* BRIEF: Write out the material exactly. Do not include the pictures.

--- start of SOURCE DATA ---

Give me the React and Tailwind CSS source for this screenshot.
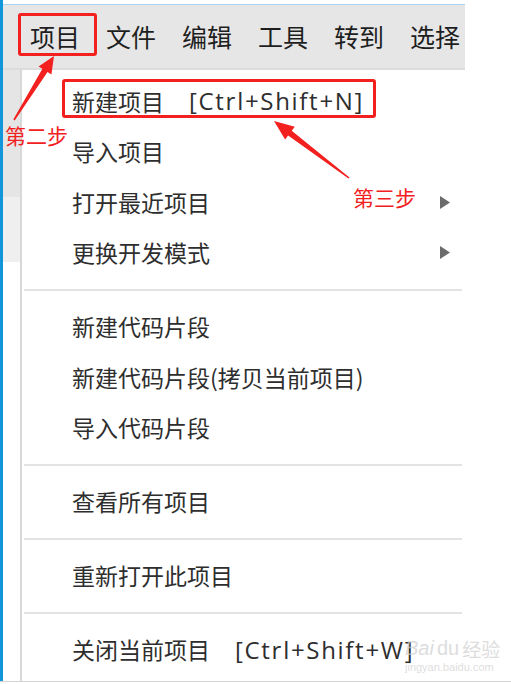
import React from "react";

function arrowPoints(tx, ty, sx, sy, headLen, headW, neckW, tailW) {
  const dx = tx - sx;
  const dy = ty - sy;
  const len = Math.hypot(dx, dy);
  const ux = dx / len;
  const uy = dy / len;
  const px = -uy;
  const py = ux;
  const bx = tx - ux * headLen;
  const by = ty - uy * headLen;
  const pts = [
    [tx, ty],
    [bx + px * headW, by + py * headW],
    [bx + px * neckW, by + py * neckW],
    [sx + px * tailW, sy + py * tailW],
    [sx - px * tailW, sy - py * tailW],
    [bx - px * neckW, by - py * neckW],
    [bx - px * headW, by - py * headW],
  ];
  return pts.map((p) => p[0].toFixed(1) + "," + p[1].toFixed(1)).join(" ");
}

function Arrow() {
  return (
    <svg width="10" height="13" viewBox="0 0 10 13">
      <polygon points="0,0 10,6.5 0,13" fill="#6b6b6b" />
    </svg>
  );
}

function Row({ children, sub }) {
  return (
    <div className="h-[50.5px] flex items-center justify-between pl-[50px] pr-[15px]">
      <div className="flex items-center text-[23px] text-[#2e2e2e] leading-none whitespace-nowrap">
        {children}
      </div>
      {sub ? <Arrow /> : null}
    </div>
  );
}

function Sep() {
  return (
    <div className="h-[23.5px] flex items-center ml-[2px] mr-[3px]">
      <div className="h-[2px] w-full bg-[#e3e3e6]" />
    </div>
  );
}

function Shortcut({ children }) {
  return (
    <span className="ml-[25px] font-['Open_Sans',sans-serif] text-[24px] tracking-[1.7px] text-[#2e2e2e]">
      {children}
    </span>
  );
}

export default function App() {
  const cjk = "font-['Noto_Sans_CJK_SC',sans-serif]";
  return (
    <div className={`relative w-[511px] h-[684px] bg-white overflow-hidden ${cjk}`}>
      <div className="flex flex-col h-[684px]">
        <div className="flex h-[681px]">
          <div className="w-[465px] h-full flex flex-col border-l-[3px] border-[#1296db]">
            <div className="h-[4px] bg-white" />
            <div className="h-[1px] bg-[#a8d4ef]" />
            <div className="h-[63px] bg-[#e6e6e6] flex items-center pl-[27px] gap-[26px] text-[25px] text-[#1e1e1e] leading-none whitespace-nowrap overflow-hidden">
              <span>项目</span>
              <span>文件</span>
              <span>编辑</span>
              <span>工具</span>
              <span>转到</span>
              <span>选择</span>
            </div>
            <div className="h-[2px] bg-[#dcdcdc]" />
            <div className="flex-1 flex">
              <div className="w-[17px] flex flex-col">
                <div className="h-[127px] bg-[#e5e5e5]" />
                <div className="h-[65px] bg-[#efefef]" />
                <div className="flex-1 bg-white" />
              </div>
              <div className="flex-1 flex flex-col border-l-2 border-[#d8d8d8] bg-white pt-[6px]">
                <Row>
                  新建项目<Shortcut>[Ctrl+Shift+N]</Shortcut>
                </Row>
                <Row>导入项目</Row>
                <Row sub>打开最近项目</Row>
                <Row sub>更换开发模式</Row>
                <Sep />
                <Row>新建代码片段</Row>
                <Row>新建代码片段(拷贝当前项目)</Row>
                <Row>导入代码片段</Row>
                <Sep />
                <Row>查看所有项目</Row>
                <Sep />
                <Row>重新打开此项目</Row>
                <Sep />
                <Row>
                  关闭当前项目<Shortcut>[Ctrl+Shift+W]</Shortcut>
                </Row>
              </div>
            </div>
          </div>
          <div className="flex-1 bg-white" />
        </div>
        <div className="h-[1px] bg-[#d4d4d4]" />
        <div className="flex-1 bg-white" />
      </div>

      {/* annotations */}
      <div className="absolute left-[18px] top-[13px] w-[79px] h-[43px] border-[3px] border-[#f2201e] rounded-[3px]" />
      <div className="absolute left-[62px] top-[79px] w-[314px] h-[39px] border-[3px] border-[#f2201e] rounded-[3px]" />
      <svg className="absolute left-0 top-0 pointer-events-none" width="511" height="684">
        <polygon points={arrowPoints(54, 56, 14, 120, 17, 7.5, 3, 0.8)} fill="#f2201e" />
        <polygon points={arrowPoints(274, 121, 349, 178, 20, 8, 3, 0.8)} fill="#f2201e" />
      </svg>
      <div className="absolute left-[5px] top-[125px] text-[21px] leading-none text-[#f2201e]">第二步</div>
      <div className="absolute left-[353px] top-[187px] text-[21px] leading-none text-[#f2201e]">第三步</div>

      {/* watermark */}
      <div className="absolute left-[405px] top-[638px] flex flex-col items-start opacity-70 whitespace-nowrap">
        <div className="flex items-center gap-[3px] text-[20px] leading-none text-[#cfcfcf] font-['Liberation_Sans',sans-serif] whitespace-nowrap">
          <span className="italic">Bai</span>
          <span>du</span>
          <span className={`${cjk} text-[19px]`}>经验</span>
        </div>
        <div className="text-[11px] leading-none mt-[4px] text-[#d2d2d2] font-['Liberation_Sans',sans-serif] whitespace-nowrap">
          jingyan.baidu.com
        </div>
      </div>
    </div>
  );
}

--- end of SOURCE DATA ---

* OUTPUT BELOW:
Give me the React and Tailwind CSS source for this screenshot.
import React from "react";

function arrowPoints(tx, ty, sx, sy, headLen, headW, neckW, tailW) {
  const dx = tx - sx;
  const dy = ty - sy;
  const len = Math.hypot(dx, dy);
  const ux = dx / len;
  const uy = dy / len;
  const px = -uy;
  const py = ux;
  const bx = tx - ux * headLen;
  const by = ty - uy * headLen;
  const pts = [
    [tx, ty],
    [bx + px * headW, by + py * headW],
    [bx + px * neckW, by + py * neckW],
    [sx + px * tailW, sy + py * tailW],
    [sx - px * tailW, sy - py * tailW],
    [bx - px * neckW, by - py * neckW],
    [bx - px * headW, by - py * headW],
  ];
  return pts.map((p) => p[0].toFixed(1) + "," + p[1].toFixed(1)).join(" ");
}

function Arrow() {
  return (
    <svg width="10" height="13" viewBox="0 0 10 13">
      <polygon points="0,0 10,6.5 0,13" fill="#6b6b6b" />
    </svg>
  );
}

function Row({ children, sub }) {
  return (
    <div className="h-[50.5px] flex items-center justify-between pl-[50px] pr-[15px]">
      <div className="flex items-center text-[23px] text-[#2e2e2e] leading-none whitespace-nowrap">
        {children}
      </div>
      {sub ? <Arrow /> : null}
    </div>
  );
}

function Sep() {
  return (
    <div className="h-[23.5px] flex items-center ml-[2px] mr-[3px]">
      <div className="h-[2px] w-full bg-[#e3e3e6]" />
    </div>
  );
}

function Shortcut({ children }) {
  return (
    <span className="ml-[25px] font-['Open_Sans',sans-serif] text-[24px] tracking-[1.7px] text-[#2e2e2e]">
      {children}
    </span>
  );
}

export default function App() {
  const cjk = "font-['Noto_Sans_CJK_SC',sans-serif]";
  return (
    <div className={`relative w-[511px] h-[684px] bg-white overflow-hidden ${cjk}`}>
      <div className="flex flex-col h-[684px]">
        <div className="flex h-[681px]">
          <div className="w-[465px] h-full flex flex-col border-l-[3px] border-[#1296db]">
            <div className="h-[4px] bg-white" />
            <div className="h-[1px] bg-[#a8d4ef]" />
            <div className="h-[63px] bg-[#e6e6e6] flex items-center pl-[27px] gap-[26px] text-[25px] text-[#1e1e1e] leading-none whitespace-nowrap overflow-hidden">
              <span>项目</span>
              <span>文件</span>
              <span>编辑</span>
              <span>工具</span>
              <span>转到</span>
              <span>选择</span>
            </div>
            <div className="h-[2px] bg-[#dcdcdc]" />
            <div className="flex-1 flex">
              <div className="w-[17px] flex flex-col">
                <div className="h-[127px] bg-[#e5e5e5]" />
                <div className="h-[65px] bg-[#efefef]" />
                <div className="flex-1 bg-white" />
              </div>
              <div className="flex-1 flex flex-col border-l-2 border-[#d8d8d8] bg-white pt-[6px]">
                <Row>
                  新建项目<Shortcut>[Ctrl+Shift+N]</Shortcut>
                </Row>
                <Row>导入项目</Row>
                <Row sub>打开最近项目</Row>
                <Row sub>更换开发模式</Row>
                <Sep />
                <Row>新建代码片段</Row>
                <Row>新建代码片段(拷贝当前项目)</Row>
                <Row>导入代码片段</Row>
                <Sep />
                <Row>查看所有项目</Row>
                <Sep />
                <Row>重新打开此项目</Row>
                <Sep />
                <Row>
                  关闭当前项目<Shortcut>[Ctrl+Shift+W]</Shortcut>
                </Row>
              </div>
            </div>
          </div>
          <div className="flex-1 bg-white" />
        </div>
        <div className="h-[1px] bg-[#d4d4d4]" />
        <div className="flex-1 bg-white" />
      </div>

      {/* annotations */}
      <div className="absolute left-[18px] top-[13px] w-[79px] h-[43px] border-[3px] border-[#f2201e] rounded-[3px]" />
      <div className="absolute left-[62px] top-[79px] w-[314px] h-[39px] border-[3px] border-[#f2201e] rounded-[3px]" />
      <svg className="absolute left-0 top-0 pointer-events-none" width="511" height="684">
        <polygon points={arrowPoints(54, 56, 14, 120, 17, 7.5, 3, 0.8)} fill="#f2201e" />
        <polygon points={arrowPoints(274, 121, 349, 178, 20, 8, 3, 0.8)} fill="#f2201e" />
      </svg>
      <div className="absolute left-[5px] top-[125px] text-[21px] leading-none text-[#f2201e]">第二步</div>
      <div className="absolute left-[353px] top-[187px] text-[21px] leading-none text-[#f2201e]">第三步</div>

      {/* watermark */}
      <div className="absolute left-[405px] top-[638px] flex flex-col items-start opacity-70 whitespace-nowrap">
        <div className="flex items-center gap-[3px] text-[20px] leading-none text-[#cfcfcf] font-['Liberation_Sans',sans-serif] whitespace-nowrap">
          <span className="italic">Bai</span>
          <span>du</span>
          <span className={`${cjk} text-[19px]`}>经验</span>
        </div>
        <div className="text-[11px] leading-none mt-[4px] text-[#d2d2d2] font-['Liberation_Sans',sans-serif] whitespace-nowrap">
          jingyan.baidu.com
        </div>
      </div>
    </div>
  );
}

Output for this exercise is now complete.